Yes, I saw this and didn't read till now. All fascinating, and obvious that it can make no practical sense to refuse money at some level from anyone at all. It has to do with class identity, of course, and Tea Party people can be thought to be 'no-class' by some of those 'effete elitist types', but they're not illegal.

Nightclubs have often been run by Mafia, and some of them presented real talent. Las Vegas is as born of Mafia as Athena was of Zeus. People go pay and spend all their savings on various forms of schlock in Las Vegas and Atlantic City. I recall the late philosopher Jean Baudrillard saying that it is hypocritical in the extreme that the overt Mafias are treated as having anything underneath them that is fundamentally different from what runs the business world and capitalist endeavour in general. While probably true, that's 'not the way things are done' as long as there is High Art, which learns it can do without some of the tobacco money (I got confused in the thread about that, whether maybe some still took it, but no matter), so it's really not whether who anyone's taking money from is 'such a bad thing', but are they up high enough to at least refuse it from some 'outed' odious types? Well, yes, they can refuse to take it from the Mafia and, I guess, some tobacco companies. It's all hypocritical, and even the art doesn't redeem that, because it's of course true that art is in the world quite as everything else is. At least, to some degree. In being in the world, it's also hypocritical. I've never found a single thing that didn't have some internal contradiction in it somewhere--saints no less than sinners.

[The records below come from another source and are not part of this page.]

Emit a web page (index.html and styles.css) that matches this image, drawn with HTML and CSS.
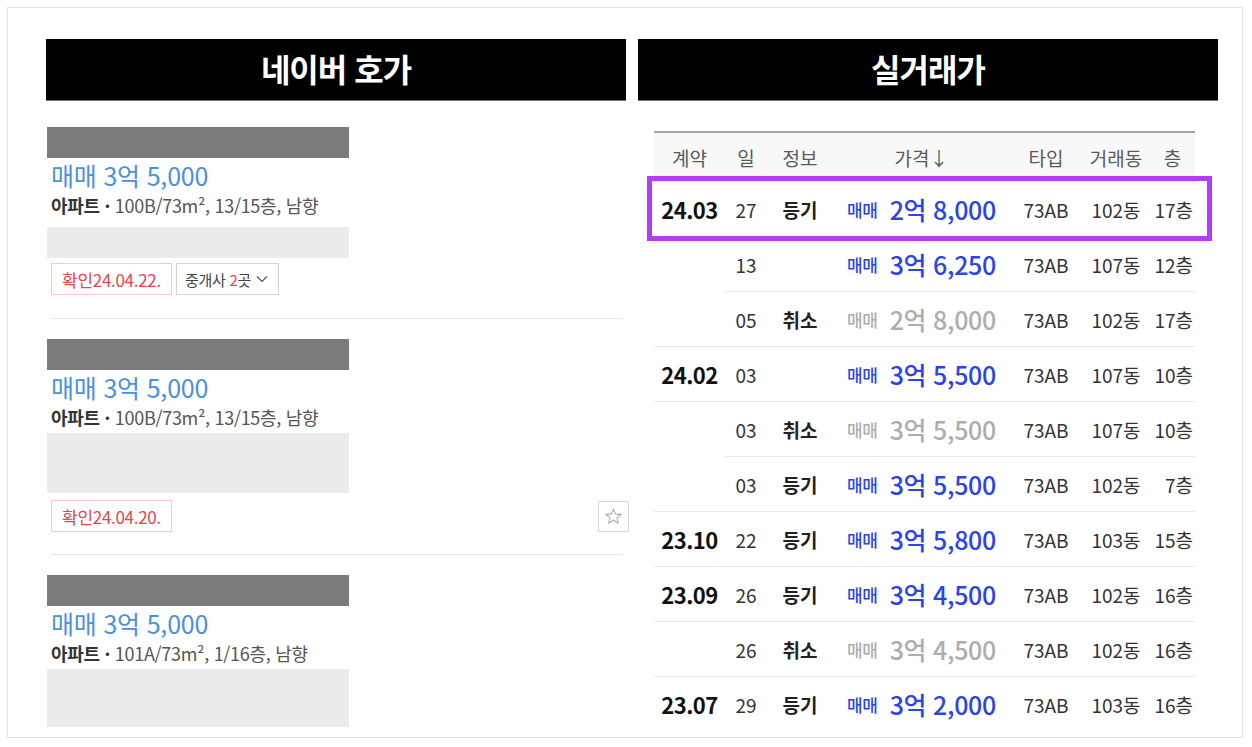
FILE: index.html
```html
<!DOCTYPE html>
<html lang="ko">
<head>
  <meta charset="UTF-8" />
  <meta name="viewport" content="width=device-width, initial-scale=1.0" />
  <title>네이버 호가 vs 실거래가</title>
  <link rel="stylesheet" href="styles.css">
</head>
<body>
  <div class="frame">
    <div class="col">
      <h2 class="col-title">네이버 호가</h2>

      <div class="listing">
        <div class="redact dark"></div>
        <div class="price">매매 3억 5,000</div>
        <div class="spec"><b>아파트 ·</b> 100B/73m², 13/15층, 남향</div>
        <div class="redact light first"></div>
        <div class="tags first">
          <span class="tag tag-confirm">확인24.04.22.</span>
          <span class="tag tag-agent">
            <span class="agent-label">중개사 <em>2</em>곳</span>
            <svg width="12" height="8" viewBox="0 0 12 8"><polyline points="1,1.5 6,6.5 11,1.5" fill="none" stroke="#555" stroke-width="1.2"/></svg>
          </span>
        </div>
      </div>
      <div class="divider"></div>

      <div class="listing">
        <div class="redact dark"></div>
        <div class="price">매매 3억 5,000</div>
        <div class="spec"><b>아파트 ·</b> 100B/73m², 13/15층, 남향</div>
        <div class="redact light tall"></div>
        <div class="tags second">
          <span class="tag tag-confirm">확인24.04.20.</span>
          <span class="star-btn">
            <svg width="19" height="19" viewBox="0 0 24 24"><polygon points="12,2.5 14.8,9 21.8,9.3 16.3,13.7 18.2,20.6 12,16.7 5.8,20.6 7.7,13.7 2.2,9.3 9.2,9" fill="none" stroke="#aaa" stroke-width="1.3" stroke-linejoin="round"/></svg>
          </span>
        </div>
      </div>
      <div class="divider short"></div>

      <div class="listing">
        <div class="redact dark"></div>
        <div class="price">매매 3억 5,000</div>
        <div class="spec"><b>아파트 ·</b> 101A/73m², 1/16층, 남향</div>
        <div class="redact light last"></div>
      </div>
    </div>

    <div class="col">
      <h2 class="col-title">실거래가</h2>

      <div class="deals">
        <div class="deal-row deal-head">
          <span>계약</span><span>일</span><span>정보</span><span>가격↓</span><span>타입</span><span>거래동</span><span class="floor">층</span>
        </div>

        <div class="deal-row">
          <span class="month">24.03</span><span>27</span><span class="info">등기</span>
          <span class="amount"><small>매매</small>2억 8,000</span><span>73AB</span><span>102동</span><span class="floor">17층</span>
        </div>
        <div class="deal-row sub">
          <span class="month"></span><span>13</span><span class="info"></span>
          <span class="amount"><small>매매</small>3억 6,250</span><span>73AB</span><span>107동</span><span class="floor">12층</span>
        </div>
        <div class="deal-row sub">
          <span class="month"></span><span>05</span><span class="info">취소</span>
          <span class="amount cancel"><small>매매</small>2억 8,000</span><span>73AB</span><span>102동</span><span class="floor">17층</span>
        </div>
        <div class="deal-row">
          <span class="month">24.02</span><span>03</span><span class="info"></span>
          <span class="amount"><small>매매</small>3억 5,500</span><span>73AB</span><span>107동</span><span class="floor">10층</span>
        </div>
        <div class="deal-row">
          <span class="month"></span><span>03</span><span class="info">취소</span>
          <span class="amount cancel"><small>매매</small>3억 5,500</span><span>73AB</span><span>107동</span><span class="floor">10층</span>
        </div>
        <div class="deal-row sub">
          <span class="month"></span><span>03</span><span class="info">등기</span>
          <span class="amount"><small>매매</small>3억 5,500</span><span>73AB</span><span>102동</span><span class="floor">7층</span>
        </div>
        <div class="deal-row">
          <span class="month">23.10</span><span>22</span><span class="info">등기</span>
          <span class="amount"><small>매매</small>3억 5,800</span><span>73AB</span><span>103동</span><span class="floor">15층</span>
        </div>
        <div class="deal-row">
          <span class="month">23.09</span><span>26</span><span class="info">등기</span>
          <span class="amount"><small>매매</small>3억 4,500</span><span>73AB</span><span>102동</span><span class="floor">16층</span>
        </div>
        <div class="deal-row">
          <span class="month"></span><span>26</span><span class="info">취소</span>
          <span class="amount cancel"><small>매매</small>3억 4,500</span><span>73AB</span><span>102동</span><span class="floor">16층</span>
        </div>
        <div class="deal-row">
          <span class="month">23.07</span><span>29</span><span class="info">등기</span>
          <span class="amount"><small>매매</small>3억 2,000</span><span>73AB</span><span>103동</span><span class="floor">16층</span>
        </div>

        <div class="highlight"></div>
      </div>
    </div>
  </div>
</body>
</html>
```

FILE: styles.css
```css
body {
  margin: 0;
  background-color: #fff;
  font-family: "Noto Sans CJK KR", "Noto Sans", sans-serif;
  color: #333;
}

.frame {
  box-sizing: border-box;
  margin: 7px 0 0 7px;
  width: 1236px;
  height: 731px;
  border: 1px solid #e2e2e2;
  padding: 31px 0 0 38px;
  display: flex;
  gap: 12px;
  overflow: hidden;
}

.col {
  width: 580px;
  flex: none;
}

.col-title {
  margin: 0;
  height: 62px;
  background-color: #000;
  color: #fff;
  font-size: 32px;
  font-weight: 700;
  letter-spacing: -1px;
  line-height: 58px;
  text-align: center;
  border-bottom: 1px solid #777;
  box-sizing: border-box;
}

/* 호가 목록 */

.listing:first-of-type {
  margin-top: 26px;
}

.listing {
  margin-top: 20px;
}

.redact {
  width: 302px;
  margin-left: 1px;
}

.redact.dark {
  height: 31px;
  background-color: #7b7b7b;
}

.redact.light {
  background-color: #ebebeb;
  margin-top: 3px;
}

.redact.light.first {
  height: 31px;
  margin-top: 9px;
}

.redact.light.tall {
  height: 60px;
}

.redact.light.last {
  height: 58px;
}

.price {
  padding-left: 5px;
  font-size: 25px;
  line-height: 34px;
  color: #4a90e2;
  letter-spacing: -0.2px;
}

.spec {
  padding-left: 5px;
  font-size: 18px;
  line-height: 26px;
  color: #555;
  letter-spacing: -0.3px;
}

.spec b {
  color: #333;
}

.tags {
  display: flex;
  align-items: center;
  gap: 4px;
  padding-left: 5px;
  height: 32px;
}

.tags.first {
  margin-top: 5px;
}

.tags.second {
  margin-top: 7px;
}

.tag {
  box-sizing: border-box;
  height: 32px;
  display: flex;
  align-items: center;
  padding: 0 7px;
  letter-spacing: -0.3px;
  white-space: nowrap;
}

.tag-confirm {
  width: 121px;
  border: 1px solid #f6c9cc;
  color: #e9434f;
  font-size: 17px;
  justify-content: center;
}

.tag-agent {
  width: 103px;
  gap: 5px;
  padding: 0 6px 0 8px;
  border: 1px solid #d4d4d4;
  color: #444;
  font-size: 15px;
}

.tag-agent em {
  font-style: normal;
  color: #e9434f;
}

.star-btn {
  box-sizing: border-box;
  width: 31px;
  height: 31px;
  margin-left: auto;
  margin-right: -3px;
  border: 1px solid #d8d8d8;
  display: flex;
  align-items: center;
  justify-content: center;
}

.divider {
  margin: 23px 0 0 5px;
  width: 572px;
  height: 1px;
  background-color: #e6e6e6;
}

.divider.short {
  margin-top: 22px;
}

/* 실거래가 표 */

.deals {
  position: relative;
  width: 541px;
  margin: 30px 0 0 16px;
  border-top: 2px solid #a8a8a8;
}

.deal-row {
  display: grid;
  grid-template-columns: 71px 42px 66px 177px 72px 68px 45px;
  height: 55px;
  font-size: 19px;
  color: #333;
}

.deal-row > span {
  display: flex;
  align-items: center;
  justify-content: center;
  border-top: 1px solid #e8e8e8;
  white-space: nowrap;
}

.deal-row.sub > span:first-child {
  border-top-color: transparent;
}

.deal-head {
  height: 48px;
  background-color: #f8f8f8;
  color: #5a5a5a;
}

.deal-head > span {
  border-top: none;
}

.deal-row > .floor {
  justify-content: flex-end;
  padding-right: 2px;
}

.deal-head > .floor {
  justify-content: center;
  padding-right: 0;
}

.month {
  font-size: 22px;
  font-weight: 700;
  color: #111;
  letter-spacing: -0.5px;
}

.info {
  font-weight: 700;
  color: #222;
}

.amount {
  font-size: 25px;
  font-weight: 500;
  color: #2a44e8;
  letter-spacing: -0.3px;
}

.amount small {
  font-size: 17px;
  margin-right: 12px;
}

.amount.cancel {
  color: #adadad;
}

.highlight {
  position: absolute;
  left: -7px;
  top: 43px;
  width: 565px;
  height: 65px;
  box-sizing: border-box;
  border: 5px solid #b53cf4;
  pointer-events: none;
}
```
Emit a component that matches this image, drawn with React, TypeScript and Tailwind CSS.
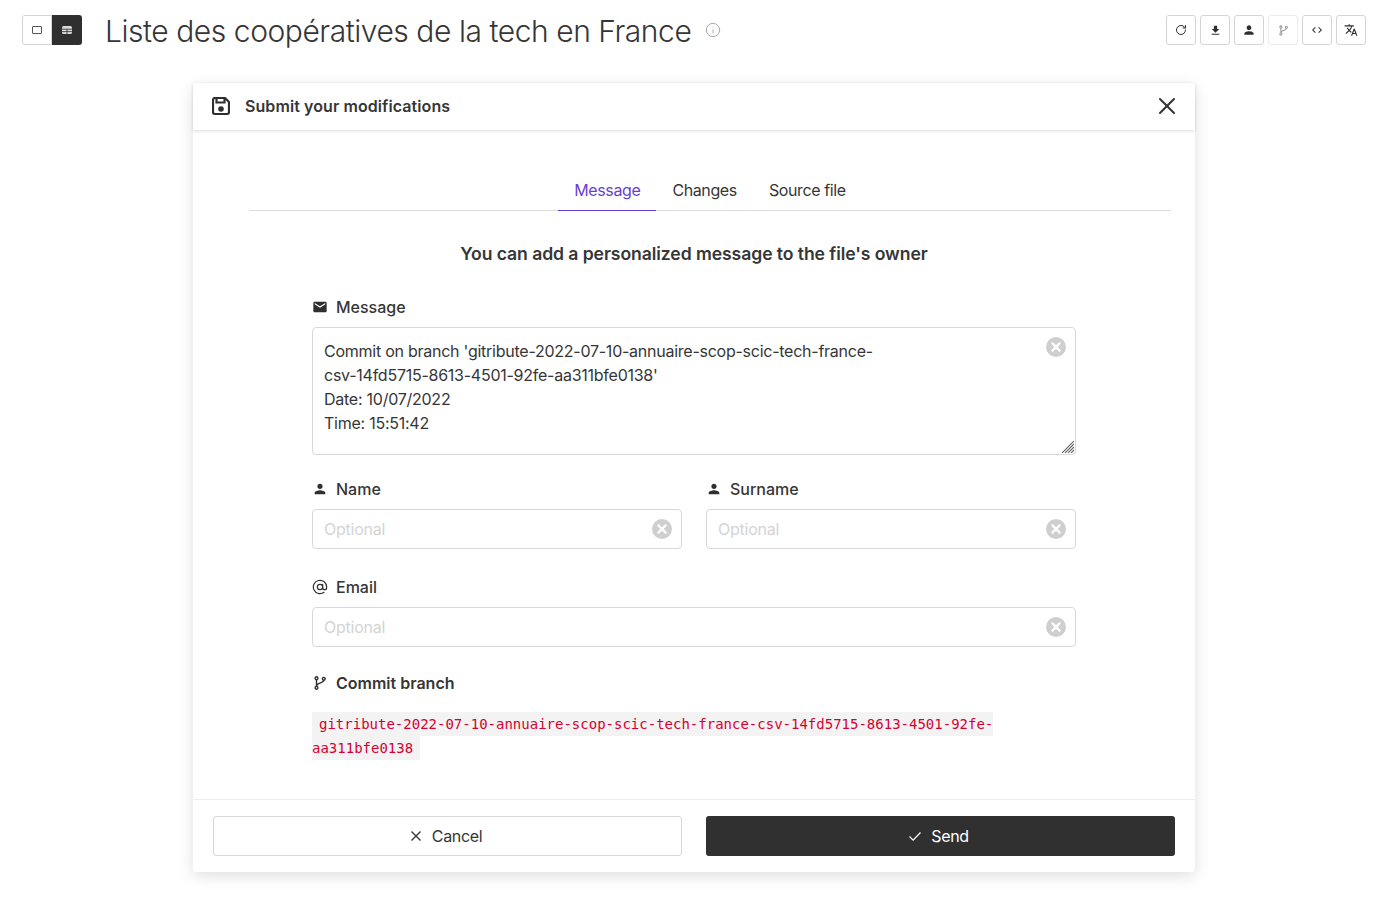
import { RotateCw, X, AtSign, Info } from 'lucide-react';
import { MdEmail, MdPerson, MdFileDownload, MdCode, MdTranslate } from 'react-icons/md';

function ToolButton({ children, faded }: { children: React.ReactNode; faded?: boolean }) {
  return (
    <button
      className={`w-[30px] h-[30px] flex items-center justify-center rounded-[3px] border ${
        faded ? 'border-[#ececec] text-[#999]' : 'border-[#d5d5d5] text-[#2f2f2f]'
      }`}
    >
      {children}
    </button>
  );
}

function ClearIcon({ className }: { className: string }) {
  return (
    <svg viewBox="0 0 20 20" className={`absolute w-5 h-5 ${className}`}>
      <circle cx="10" cy="10" r="10" fill="#cfcfcf" />
      <path d="M6.4 6.4l7.2 7.2M13.6 6.4l-7.2 7.2" stroke="#fff" strokeWidth="2.2" strokeLinecap="round" />
    </svg>
  );
}

function BranchIcon({ className }: { className: string }) {
  return (
    <svg viewBox="0 0 12 14" className={className} fill="none" stroke="currentColor" strokeWidth="1.4">
      <circle cx="2.5" cy="2.2" r="1.4" />
      <circle cx="2.5" cy="11.8" r="1.4" />
      <circle cx="9.8" cy="2.8" r="1.4" />
      <path d="M2.5 3.6v6.8M9.8 4.2c0 3-7.3 2.2-7.3 6" />
    </svg>
  );
}

function FieldLabel({ icon, children, strong }: { icon: React.ReactNode; children: React.ReactNode; strong?: boolean }) {
  return (
    <div className={`flex items-center h-6 text-base text-[#363636] ${strong ? 'font-semibold' : 'font-medium'}`}>
      <span className="w-4 h-4 mr-2 flex items-center justify-center text-[#2f2f2f]">{icon}</span>
      {children}
    </div>
  );
}

function OptionalInput() {
  return (
    <div className="relative mt-2">
      <input
        placeholder="Optional"
        className="w-full h-10 px-[11px] text-base tracking-[-0.25px] rounded-[4px] border border-[#d8d8d8] outline-none placeholder:text-[#d4d4d4]"
      />
      <ClearIcon className="right-[10px] top-[10px]" />
    </div>
  );
}

export default function App() {
  return (
    <div className="min-h-[909px] bg-white text-[#363636] font-['Inter',sans-serif]">
      <header className="h-[83px] flex items-start pt-[15px] pl-[22px] pr-[25px]">
        <div className="flex">
          <button className="w-[30px] h-[30px] flex items-center justify-center rounded-l-[3px] border border-[#d5d5d5]">
            <span className="w-[10px] h-[8px] border border-[#555] rounded-[1px]" />
          </button>
          <button className="w-[30px] h-[30px] flex items-center justify-center rounded-r-[3px] bg-[#2f2f2f]">
            <svg viewBox="0 0 10 8" className="w-[10px] h-[8px]">
              <rect width="10" height="8" rx="1.5" fill="#d8d8d8" />
              <path d="M0 3.2h10M0 5.6h10M5 3v5" stroke="#2f2f2f" strokeWidth="0.8" />
            </svg>
          </button>
        </div>
        <h1 className="ml-[24px] -translate-x-px text-[30px] leading-[32px] tracking-[-0.45px] font-light text-[#363636] whitespace-nowrap">
          Liste des coopératives de la tech en France
        </h1>
        <Info className="ml-[13px] mt-[7px] w-4 h-4 text-[#a8a8a8]" strokeWidth={1.5} />
        <div className="ml-auto flex gap-1">
          <ToolButton><RotateCw className="w-[12px] h-[12px]" strokeWidth={2} /></ToolButton>
          <ToolButton><MdFileDownload className="w-[13px] h-[13px]" /></ToolButton>
          <ToolButton><MdPerson className="w-[14px] h-[14px]" /></ToolButton>
          <ToolButton faded><BranchIcon className="w-[9px] h-[11px]" /></ToolButton>
          <ToolButton><MdCode className="w-[12px] h-[12px]" /></ToolButton>
          <ToolButton><MdTranslate className="w-[14px] h-[14px]" /></ToolButton>
        </div>
      </header>

      <section className="ml-[193px] w-[1002px] h-[789px] flex flex-col rounded-[4px] bg-white shadow-[0_4px_16px_rgba(0,0,0,0.13)]">
        <div className="h-[47px] flex items-center pl-[19px] pr-[14px] pb-[2px] shadow-[0_1px_3px_rgba(0,0,0,0.15)]">
          <svg viewBox="0 0 18 18" className="w-[18px] h-[18px] text-[#2f2f2f]" fill="none" stroke="currentColor" strokeWidth="2.2">
            <path d="M1 3a2 2 0 0 1 2-2h10l4 4v10a2 2 0 0 1-2 2H3a2 2 0 0 1-2-2z" />
            <path d="M4.5 1v4.5h8V1" />
            <circle cx="9" cy="12" r="2.8" fill="currentColor" stroke="none" />
          </svg>
          <span className="ml-[15px] text-base tracking-[0.08px] font-semibold text-[#363636]">Submit your modifications</span>
          <X className="ml-auto w-7 h-7 text-[#363636]" strokeWidth={1.75} />
        </div>

        <div className="flex-1 pl-14 pr-6 pt-10">
          <nav className="h-[41px] flex justify-center border-b border-[#dbdbdb] text-base tracking-[-0.38px]">
            <span className="h-[41px] px-4 flex items-center border-b border-[#6a3fd0] text-[#6a3fd0]">Message</span>
            <span className="h-[40px] px-4 flex items-center">Changes</span>
            <span className="h-[40px] px-4 flex items-center">Source file</span>
          </nav>
          <h2 className="mt-[30px] mr-[32px] text-center text-[17.6px] leading-[26px] tracking-[-0.08px] font-semibold text-[#363636]">
            You can add a personalized message to the file's owner
          </h2>

          <div className="mt-[28px] ml-[63px] w-[764px]">
            <FieldLabel icon={<MdEmail className="w-4 h-4" />}>Message</FieldLabel>
            <div className="relative mt-2">
              <textarea
                readOnly
                className="block w-full h-[128px] px-[11px] py-[11px] text-base leading-6 tracking-[-0.25px] rounded-[4px] border border-[#d8d8d8] outline-none resize-none text-[#363636]"
                value={"Commit on branch 'gitribute-2022-07-10-annuaire-scop-scic-tech-france-\ncsv-14fd5715-8613-4501-92fe-aa311bfe0138'\nDate: 10/07/2022\nTime: 15:51:42"}
              />
              <ClearIcon className="right-[10px] top-[10px]" />
              <svg viewBox="0 0 12 12" className="absolute right-[2px] bottom-[2px] w-3 h-3 text-[#666]" stroke="currentColor" strokeWidth="1.1">
                <path d="M0 12L12 0M3 12l9-9M6 12l6-6M9 12l3-3" />
              </svg>
            </div>

            <div className="mt-[22px] grid grid-cols-2 gap-6">
              <div>
                <FieldLabel icon={<MdPerson className="w-4 h-4" />}>Name</FieldLabel>
                <OptionalInput />
              </div>
              <div>
                <FieldLabel icon={<MdPerson className="w-4 h-4" />}>Surname</FieldLabel>
                <OptionalInput />
              </div>
            </div>

            <div className="mt-[26px]">
              <FieldLabel icon={<AtSign className="w-4 h-4" strokeWidth={1.75} />}>Email</FieldLabel>
              <OptionalInput />
            </div>

            <div className="mt-6">
              <FieldLabel strong icon={<BranchIcon className="w-[12px] h-[14px]" />}>Commit branch</FieldLabel>
            </div>
            <p className="mt-[17px] w-[700px] text-sm leading-6 text-[#d6002f] break-words">
              <code className="font-['DejaVu_Sans_Mono',monospace] bg-[#f3f3f3] py-[4px] px-[7px]">
                gitribute-2022-07-10-annuaire-scop-scic-tech-france-csv-14fd5715-8613-4501-92fe-aa311bfe0138
              </code>
            </p>
          </div>
        </div>

        <footer className="h-[73px] grid grid-cols-2 gap-6 items-start px-5 pt-4 border-t border-[#ededed]">
          <button className="h-10 flex items-center justify-center gap-[10px] pr-[3px] rounded-[3px] border border-[#d8d8d8] text-base tracking-[-0.35px] text-[#363636]">
            <svg viewBox="0 0 12 12" className="w-3 h-3" fill="none" stroke="currentColor" strokeWidth="1.4">
              <path d="M1.5 1.5l9 9M10.5 1.5l-9 9" />
            </svg>
            Cancel
          </button>
          <button className="h-10 flex items-center justify-center gap-[10px] pr-[3px] rounded-[3px] bg-[#303030] text-base tracking-[-0.35px] text-white">
            <svg viewBox="0 0 12 12" className="w-3 h-3" fill="none" stroke="currentColor" strokeWidth="1.3">
              <path d="M0.5 6.5l3.6 3.6L11.5 2.5" />
            </svg>
            Send
          </button>
        </footer>
      </section>
    </div>
  );
}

I didn't know that the Mayer article had already been posted, sorry. When I read the Rich, I knew something more about the Kochs (people who worked for them and knew them socially years ago told me about them), although I don't hold any strong opinion, having given up the idea of 'purification' in any material sense years ago. I guess I thought Rich was exactly right to say that, somehow though, the New York elite liberal community, including the New Yorkers who know City Ballet well, would indeed find it 'startling' about the Texas'...etc. Well, of course, people in high places go down too, as we've seen many times. What interested me about the article was simply that people didn't know that much about the Kochs' involvement with the Tea Party and Murdoch, too, I guess.

But--of course it affects what goes onstage to some degree, it's not possible to separate the money, whether or not some of its blood money in some cases or just well-removed 'capital theft' and 'business theft', obviously this effects the artists, they don't live in an isolated world. It's just not possible to prove this, and philosophers and theorists do talk about these things all the time, in their ideological analyses of movies and pop work and high art. One just makes the best of whatever deal you can get.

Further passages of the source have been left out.